WHAT THE TASK REQUIRES
Copy from the first line below down to and including the line with "const DARK = '#0a3358'". Skip the pictures.

GIVEN DATA
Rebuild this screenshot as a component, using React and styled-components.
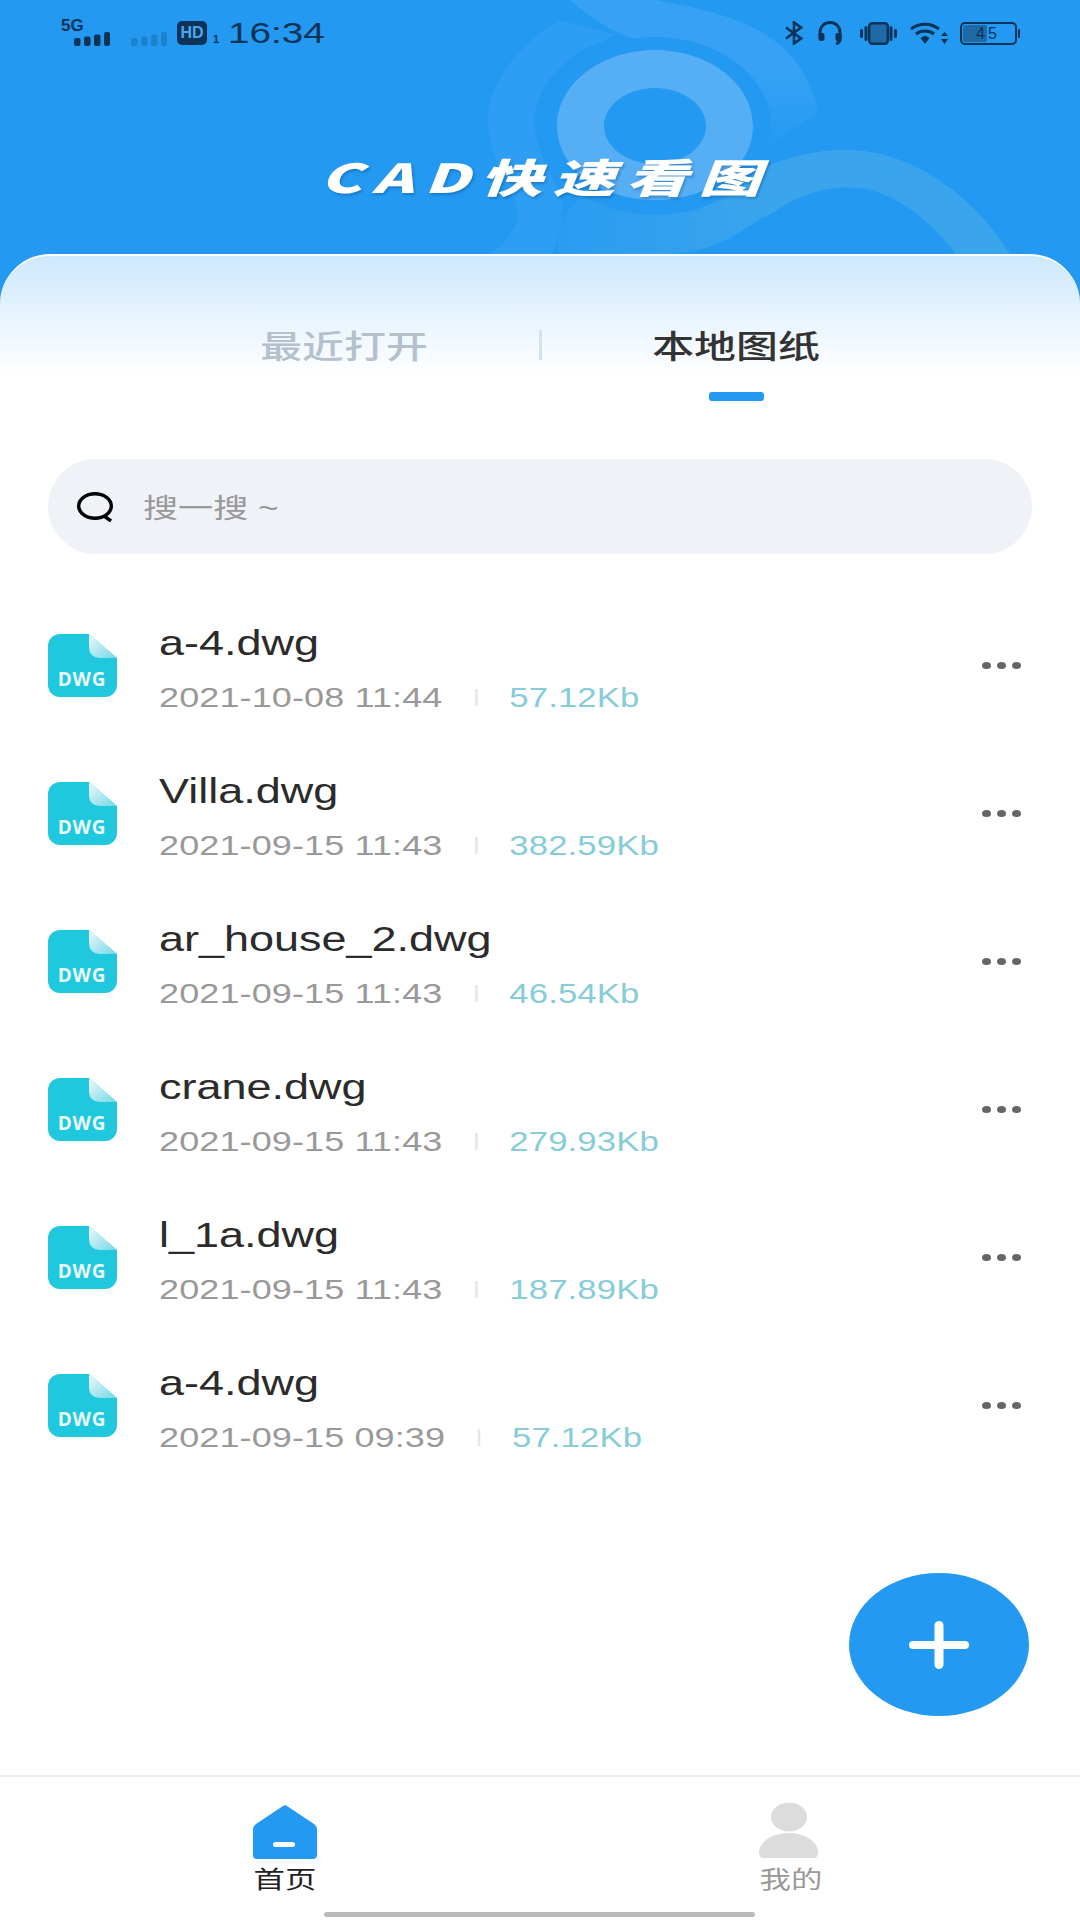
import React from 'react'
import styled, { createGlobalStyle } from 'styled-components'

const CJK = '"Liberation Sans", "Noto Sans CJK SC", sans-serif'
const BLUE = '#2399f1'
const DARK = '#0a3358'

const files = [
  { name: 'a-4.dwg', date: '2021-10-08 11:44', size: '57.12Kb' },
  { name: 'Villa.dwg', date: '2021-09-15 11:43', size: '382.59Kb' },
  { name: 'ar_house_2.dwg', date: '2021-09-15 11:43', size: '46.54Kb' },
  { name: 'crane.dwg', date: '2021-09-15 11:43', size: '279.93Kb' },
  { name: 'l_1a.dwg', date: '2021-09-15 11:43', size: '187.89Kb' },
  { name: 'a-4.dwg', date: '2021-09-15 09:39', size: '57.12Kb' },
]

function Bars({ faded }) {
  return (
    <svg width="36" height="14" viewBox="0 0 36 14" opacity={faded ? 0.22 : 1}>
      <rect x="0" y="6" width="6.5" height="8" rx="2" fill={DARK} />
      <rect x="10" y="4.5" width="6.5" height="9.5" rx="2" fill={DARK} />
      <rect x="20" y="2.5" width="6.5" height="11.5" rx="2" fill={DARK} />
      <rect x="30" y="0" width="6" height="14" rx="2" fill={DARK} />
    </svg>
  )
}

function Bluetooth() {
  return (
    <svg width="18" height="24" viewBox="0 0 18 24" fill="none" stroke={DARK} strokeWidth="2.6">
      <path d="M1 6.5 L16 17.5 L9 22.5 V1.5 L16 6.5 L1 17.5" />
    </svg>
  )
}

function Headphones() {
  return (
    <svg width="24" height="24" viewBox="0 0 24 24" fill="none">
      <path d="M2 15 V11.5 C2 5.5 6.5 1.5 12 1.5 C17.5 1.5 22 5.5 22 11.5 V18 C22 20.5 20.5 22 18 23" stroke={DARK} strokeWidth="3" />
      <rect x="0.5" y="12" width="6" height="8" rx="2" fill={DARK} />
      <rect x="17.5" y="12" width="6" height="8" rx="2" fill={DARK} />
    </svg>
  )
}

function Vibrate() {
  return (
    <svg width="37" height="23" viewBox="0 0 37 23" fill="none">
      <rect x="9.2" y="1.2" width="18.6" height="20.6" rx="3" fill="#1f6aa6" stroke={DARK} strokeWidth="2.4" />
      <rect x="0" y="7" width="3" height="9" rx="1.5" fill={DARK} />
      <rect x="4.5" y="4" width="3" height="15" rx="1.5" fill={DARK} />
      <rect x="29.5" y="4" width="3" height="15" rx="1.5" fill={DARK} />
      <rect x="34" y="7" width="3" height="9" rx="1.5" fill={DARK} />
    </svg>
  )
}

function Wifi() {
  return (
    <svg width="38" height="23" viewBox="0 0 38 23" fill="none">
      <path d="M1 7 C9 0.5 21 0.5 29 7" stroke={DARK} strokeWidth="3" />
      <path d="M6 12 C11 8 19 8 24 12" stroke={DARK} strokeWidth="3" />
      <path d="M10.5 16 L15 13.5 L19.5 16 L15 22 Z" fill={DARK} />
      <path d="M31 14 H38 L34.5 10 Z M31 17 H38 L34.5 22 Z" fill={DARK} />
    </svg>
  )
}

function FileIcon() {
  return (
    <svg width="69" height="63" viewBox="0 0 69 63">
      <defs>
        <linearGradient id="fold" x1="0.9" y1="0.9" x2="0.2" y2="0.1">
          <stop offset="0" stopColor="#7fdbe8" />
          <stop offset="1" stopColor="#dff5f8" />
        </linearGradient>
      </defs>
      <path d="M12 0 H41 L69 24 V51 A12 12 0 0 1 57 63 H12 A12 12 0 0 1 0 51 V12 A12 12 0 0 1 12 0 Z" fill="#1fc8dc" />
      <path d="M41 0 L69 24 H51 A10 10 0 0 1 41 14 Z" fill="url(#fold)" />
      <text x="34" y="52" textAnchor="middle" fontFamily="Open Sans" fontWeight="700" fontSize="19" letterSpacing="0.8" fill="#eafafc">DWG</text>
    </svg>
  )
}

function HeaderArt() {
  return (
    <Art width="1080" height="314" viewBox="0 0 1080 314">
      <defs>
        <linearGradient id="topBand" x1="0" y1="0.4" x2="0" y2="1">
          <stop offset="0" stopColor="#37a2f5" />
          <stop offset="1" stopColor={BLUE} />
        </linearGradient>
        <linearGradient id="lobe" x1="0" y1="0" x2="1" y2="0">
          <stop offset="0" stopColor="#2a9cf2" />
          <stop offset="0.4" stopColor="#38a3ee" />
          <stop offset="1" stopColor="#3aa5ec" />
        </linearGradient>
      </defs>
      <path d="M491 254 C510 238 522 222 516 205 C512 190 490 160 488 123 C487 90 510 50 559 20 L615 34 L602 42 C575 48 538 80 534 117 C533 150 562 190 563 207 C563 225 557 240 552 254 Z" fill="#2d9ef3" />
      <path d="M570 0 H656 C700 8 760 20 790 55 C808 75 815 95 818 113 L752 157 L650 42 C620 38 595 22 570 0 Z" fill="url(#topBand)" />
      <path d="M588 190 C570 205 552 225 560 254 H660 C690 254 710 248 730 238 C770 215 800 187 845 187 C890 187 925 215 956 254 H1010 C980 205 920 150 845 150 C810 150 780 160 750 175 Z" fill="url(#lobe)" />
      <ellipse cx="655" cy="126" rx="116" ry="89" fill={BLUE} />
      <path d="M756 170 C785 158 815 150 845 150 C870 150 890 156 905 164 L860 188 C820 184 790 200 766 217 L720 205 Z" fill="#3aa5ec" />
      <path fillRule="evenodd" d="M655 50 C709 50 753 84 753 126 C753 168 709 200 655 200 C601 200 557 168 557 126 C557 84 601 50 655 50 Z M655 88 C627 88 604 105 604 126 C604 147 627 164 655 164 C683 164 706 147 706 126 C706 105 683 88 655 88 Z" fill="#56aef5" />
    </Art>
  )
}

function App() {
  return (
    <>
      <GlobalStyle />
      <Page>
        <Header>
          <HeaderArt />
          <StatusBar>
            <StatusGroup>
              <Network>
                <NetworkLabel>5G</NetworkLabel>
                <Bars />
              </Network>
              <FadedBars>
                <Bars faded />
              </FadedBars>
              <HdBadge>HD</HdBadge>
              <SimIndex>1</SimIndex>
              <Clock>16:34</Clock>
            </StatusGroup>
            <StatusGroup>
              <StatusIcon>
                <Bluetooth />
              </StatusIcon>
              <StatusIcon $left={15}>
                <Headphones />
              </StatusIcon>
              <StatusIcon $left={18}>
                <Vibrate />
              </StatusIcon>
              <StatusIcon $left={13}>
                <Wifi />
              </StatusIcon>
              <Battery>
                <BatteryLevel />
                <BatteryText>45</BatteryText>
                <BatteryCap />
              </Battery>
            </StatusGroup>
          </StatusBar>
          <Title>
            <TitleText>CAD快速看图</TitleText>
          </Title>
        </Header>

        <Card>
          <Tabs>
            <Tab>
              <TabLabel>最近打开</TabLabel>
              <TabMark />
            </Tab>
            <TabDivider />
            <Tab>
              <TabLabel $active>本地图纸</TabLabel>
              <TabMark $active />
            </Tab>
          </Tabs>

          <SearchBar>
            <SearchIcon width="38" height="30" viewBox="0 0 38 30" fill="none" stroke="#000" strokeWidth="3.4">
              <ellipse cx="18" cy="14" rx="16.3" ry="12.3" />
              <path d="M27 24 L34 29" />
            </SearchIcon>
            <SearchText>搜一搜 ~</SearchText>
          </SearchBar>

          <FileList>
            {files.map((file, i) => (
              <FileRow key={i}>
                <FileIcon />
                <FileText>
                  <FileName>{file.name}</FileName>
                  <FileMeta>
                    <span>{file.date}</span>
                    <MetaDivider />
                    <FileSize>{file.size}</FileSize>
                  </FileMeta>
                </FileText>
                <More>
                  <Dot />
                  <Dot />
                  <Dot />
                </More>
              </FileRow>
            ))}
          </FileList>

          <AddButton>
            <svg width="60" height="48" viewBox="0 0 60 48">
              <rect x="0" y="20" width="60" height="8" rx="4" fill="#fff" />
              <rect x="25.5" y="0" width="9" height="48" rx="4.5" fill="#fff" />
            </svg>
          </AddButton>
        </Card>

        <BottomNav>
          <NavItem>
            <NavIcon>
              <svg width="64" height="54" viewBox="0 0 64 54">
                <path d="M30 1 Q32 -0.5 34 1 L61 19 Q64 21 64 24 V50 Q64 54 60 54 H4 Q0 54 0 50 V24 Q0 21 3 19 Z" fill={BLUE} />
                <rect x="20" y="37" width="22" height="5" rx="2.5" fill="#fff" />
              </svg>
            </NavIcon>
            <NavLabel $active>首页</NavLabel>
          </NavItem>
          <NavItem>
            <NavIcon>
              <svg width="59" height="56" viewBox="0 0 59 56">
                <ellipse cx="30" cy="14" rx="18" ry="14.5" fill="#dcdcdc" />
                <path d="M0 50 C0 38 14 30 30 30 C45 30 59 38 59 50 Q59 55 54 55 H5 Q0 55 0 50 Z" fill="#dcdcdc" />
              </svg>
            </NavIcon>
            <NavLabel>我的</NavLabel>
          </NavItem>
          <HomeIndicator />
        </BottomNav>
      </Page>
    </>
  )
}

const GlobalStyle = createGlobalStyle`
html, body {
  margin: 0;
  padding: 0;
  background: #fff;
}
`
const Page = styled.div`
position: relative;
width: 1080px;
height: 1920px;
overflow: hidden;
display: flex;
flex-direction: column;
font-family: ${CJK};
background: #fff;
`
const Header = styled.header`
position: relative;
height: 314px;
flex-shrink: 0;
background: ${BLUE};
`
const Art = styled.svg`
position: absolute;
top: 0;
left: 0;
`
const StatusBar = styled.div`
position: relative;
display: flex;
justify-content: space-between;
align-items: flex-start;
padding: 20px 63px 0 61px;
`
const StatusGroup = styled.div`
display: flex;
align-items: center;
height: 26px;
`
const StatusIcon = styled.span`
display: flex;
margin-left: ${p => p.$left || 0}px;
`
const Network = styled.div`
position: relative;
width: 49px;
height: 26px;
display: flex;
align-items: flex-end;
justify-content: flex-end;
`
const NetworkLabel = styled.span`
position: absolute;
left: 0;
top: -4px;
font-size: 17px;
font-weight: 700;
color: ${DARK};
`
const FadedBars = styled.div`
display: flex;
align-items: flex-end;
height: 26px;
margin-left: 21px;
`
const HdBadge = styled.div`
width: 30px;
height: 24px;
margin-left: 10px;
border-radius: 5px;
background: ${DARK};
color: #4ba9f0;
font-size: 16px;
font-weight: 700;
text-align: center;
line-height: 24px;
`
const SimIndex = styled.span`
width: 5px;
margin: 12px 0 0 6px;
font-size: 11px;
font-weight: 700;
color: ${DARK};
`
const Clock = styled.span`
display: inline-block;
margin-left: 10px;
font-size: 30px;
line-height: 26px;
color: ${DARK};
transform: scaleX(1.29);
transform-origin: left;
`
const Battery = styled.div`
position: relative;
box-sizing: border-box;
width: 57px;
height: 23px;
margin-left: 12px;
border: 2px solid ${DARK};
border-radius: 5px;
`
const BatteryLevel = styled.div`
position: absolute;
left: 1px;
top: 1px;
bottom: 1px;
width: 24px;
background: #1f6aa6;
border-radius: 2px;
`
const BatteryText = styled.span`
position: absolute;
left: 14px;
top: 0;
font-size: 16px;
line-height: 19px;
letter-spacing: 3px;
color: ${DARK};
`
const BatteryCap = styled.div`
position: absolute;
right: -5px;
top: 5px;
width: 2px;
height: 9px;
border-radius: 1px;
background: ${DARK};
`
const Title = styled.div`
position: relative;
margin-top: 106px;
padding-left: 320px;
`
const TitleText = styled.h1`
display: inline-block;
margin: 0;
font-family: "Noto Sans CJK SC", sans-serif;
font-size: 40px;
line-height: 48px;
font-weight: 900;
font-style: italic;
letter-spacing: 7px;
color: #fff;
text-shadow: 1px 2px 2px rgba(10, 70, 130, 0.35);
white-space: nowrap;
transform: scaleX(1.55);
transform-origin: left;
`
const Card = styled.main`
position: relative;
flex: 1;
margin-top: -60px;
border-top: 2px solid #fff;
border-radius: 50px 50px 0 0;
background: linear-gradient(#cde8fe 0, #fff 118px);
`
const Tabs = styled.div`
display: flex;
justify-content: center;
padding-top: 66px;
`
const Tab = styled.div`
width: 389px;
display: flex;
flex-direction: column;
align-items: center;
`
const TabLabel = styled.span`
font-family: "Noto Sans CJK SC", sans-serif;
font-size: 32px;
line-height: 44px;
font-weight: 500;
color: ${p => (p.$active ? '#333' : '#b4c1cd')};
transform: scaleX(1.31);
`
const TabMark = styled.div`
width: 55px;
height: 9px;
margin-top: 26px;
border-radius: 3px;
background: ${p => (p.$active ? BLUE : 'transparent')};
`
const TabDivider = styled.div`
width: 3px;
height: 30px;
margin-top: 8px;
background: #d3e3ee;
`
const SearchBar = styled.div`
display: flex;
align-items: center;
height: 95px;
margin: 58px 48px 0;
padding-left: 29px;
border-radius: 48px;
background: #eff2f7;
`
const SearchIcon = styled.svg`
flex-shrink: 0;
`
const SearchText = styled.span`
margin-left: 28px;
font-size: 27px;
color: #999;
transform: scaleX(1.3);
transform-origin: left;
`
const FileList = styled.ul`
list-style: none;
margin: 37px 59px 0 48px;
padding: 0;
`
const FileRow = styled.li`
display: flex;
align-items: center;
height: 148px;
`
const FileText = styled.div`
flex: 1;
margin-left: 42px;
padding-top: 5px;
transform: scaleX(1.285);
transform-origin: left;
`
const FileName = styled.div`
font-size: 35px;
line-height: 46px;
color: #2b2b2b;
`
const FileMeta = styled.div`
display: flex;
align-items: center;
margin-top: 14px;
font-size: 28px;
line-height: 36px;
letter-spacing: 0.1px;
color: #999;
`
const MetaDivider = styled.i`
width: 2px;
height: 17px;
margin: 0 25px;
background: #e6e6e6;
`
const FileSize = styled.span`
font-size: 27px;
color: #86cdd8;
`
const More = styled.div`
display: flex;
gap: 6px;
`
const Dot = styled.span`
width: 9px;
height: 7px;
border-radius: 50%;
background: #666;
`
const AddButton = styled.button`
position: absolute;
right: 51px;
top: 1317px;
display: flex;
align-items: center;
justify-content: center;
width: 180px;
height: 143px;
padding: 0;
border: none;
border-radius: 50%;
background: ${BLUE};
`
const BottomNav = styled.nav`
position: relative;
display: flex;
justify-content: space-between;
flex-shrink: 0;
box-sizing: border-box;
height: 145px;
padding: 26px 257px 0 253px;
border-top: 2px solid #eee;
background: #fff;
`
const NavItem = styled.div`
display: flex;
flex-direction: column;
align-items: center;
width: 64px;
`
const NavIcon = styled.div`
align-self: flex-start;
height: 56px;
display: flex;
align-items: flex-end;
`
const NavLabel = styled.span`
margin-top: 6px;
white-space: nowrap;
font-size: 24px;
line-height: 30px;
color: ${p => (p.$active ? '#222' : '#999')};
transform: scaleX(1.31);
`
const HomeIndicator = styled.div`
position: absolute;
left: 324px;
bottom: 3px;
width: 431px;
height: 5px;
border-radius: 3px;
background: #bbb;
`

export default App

ANSWER BELOW
Rebuild this screenshot as a component, using React and styled-components.
import React from 'react'
import styled, { createGlobalStyle } from 'styled-components'

const CJK = '"Liberation Sans", "Noto Sans CJK SC", sans-serif'
const BLUE = '#2399f1'
const DARK = '#0a3358'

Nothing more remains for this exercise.